----- GIVEN ENTRIES -----

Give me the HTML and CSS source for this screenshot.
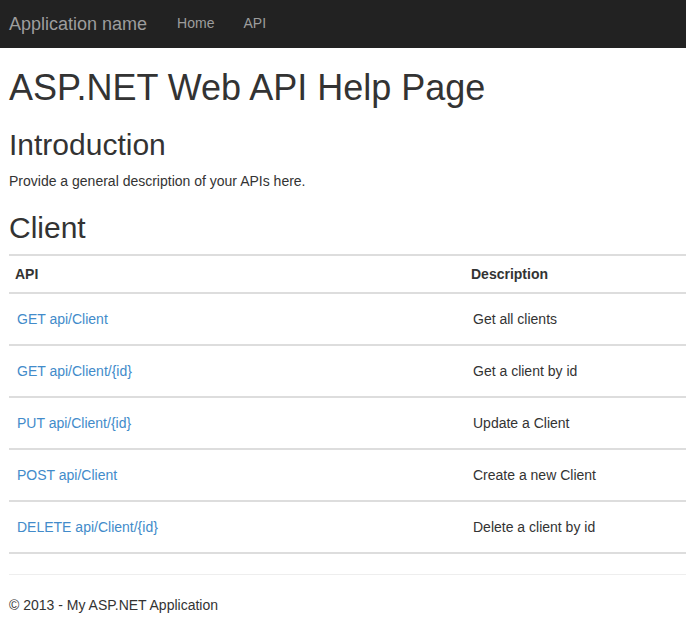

-----
----- GIVEN ENTRIES -----

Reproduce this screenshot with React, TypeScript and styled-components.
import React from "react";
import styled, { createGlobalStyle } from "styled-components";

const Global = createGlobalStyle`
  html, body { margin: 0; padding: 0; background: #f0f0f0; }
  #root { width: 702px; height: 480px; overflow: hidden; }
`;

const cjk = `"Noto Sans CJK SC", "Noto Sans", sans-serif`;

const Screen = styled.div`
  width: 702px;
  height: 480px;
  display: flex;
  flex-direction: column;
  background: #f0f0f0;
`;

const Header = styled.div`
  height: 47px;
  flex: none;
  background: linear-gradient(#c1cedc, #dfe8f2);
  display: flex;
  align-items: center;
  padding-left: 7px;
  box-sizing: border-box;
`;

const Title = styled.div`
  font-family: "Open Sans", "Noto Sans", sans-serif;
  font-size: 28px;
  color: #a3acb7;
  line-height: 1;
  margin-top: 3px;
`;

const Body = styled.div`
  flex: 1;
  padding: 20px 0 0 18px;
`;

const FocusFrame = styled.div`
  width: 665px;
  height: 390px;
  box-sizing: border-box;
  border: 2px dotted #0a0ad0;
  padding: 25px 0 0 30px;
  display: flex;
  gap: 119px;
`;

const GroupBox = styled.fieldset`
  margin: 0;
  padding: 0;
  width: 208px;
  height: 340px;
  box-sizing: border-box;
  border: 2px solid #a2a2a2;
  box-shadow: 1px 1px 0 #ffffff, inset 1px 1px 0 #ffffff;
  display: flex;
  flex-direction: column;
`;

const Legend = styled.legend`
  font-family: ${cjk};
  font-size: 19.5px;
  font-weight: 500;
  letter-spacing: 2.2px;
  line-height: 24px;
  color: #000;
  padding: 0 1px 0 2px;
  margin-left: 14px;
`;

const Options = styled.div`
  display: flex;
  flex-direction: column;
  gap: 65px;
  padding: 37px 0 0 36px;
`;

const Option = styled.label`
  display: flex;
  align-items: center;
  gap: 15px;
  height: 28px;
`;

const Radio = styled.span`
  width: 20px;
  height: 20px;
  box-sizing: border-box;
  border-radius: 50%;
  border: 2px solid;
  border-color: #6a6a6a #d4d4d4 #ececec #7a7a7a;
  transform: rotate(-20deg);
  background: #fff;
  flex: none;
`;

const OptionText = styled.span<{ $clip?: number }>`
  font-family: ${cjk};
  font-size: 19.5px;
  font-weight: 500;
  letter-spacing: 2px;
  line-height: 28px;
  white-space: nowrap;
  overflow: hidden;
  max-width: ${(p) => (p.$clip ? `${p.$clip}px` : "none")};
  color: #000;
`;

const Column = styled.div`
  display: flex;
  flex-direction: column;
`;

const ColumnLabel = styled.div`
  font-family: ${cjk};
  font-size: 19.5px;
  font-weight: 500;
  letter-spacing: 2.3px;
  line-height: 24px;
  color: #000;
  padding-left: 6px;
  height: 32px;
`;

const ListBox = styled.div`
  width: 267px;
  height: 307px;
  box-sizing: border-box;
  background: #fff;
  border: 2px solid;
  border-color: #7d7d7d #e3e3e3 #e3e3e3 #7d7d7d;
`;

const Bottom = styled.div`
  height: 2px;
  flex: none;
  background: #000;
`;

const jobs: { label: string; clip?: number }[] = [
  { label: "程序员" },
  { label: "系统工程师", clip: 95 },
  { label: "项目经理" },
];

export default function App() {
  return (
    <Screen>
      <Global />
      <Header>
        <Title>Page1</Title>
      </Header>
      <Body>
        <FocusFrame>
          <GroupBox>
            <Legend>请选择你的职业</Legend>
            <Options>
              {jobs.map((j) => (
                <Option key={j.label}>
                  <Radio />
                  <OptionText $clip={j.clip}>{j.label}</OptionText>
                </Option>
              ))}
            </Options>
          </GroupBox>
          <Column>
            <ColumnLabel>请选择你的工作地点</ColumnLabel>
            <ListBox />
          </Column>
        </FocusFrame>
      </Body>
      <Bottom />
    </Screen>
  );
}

-----

## AIM
Lines that include the word "React" — how many are there in the data? Answer with the number alone.

## ANSWER TO THIS PROBLEM
2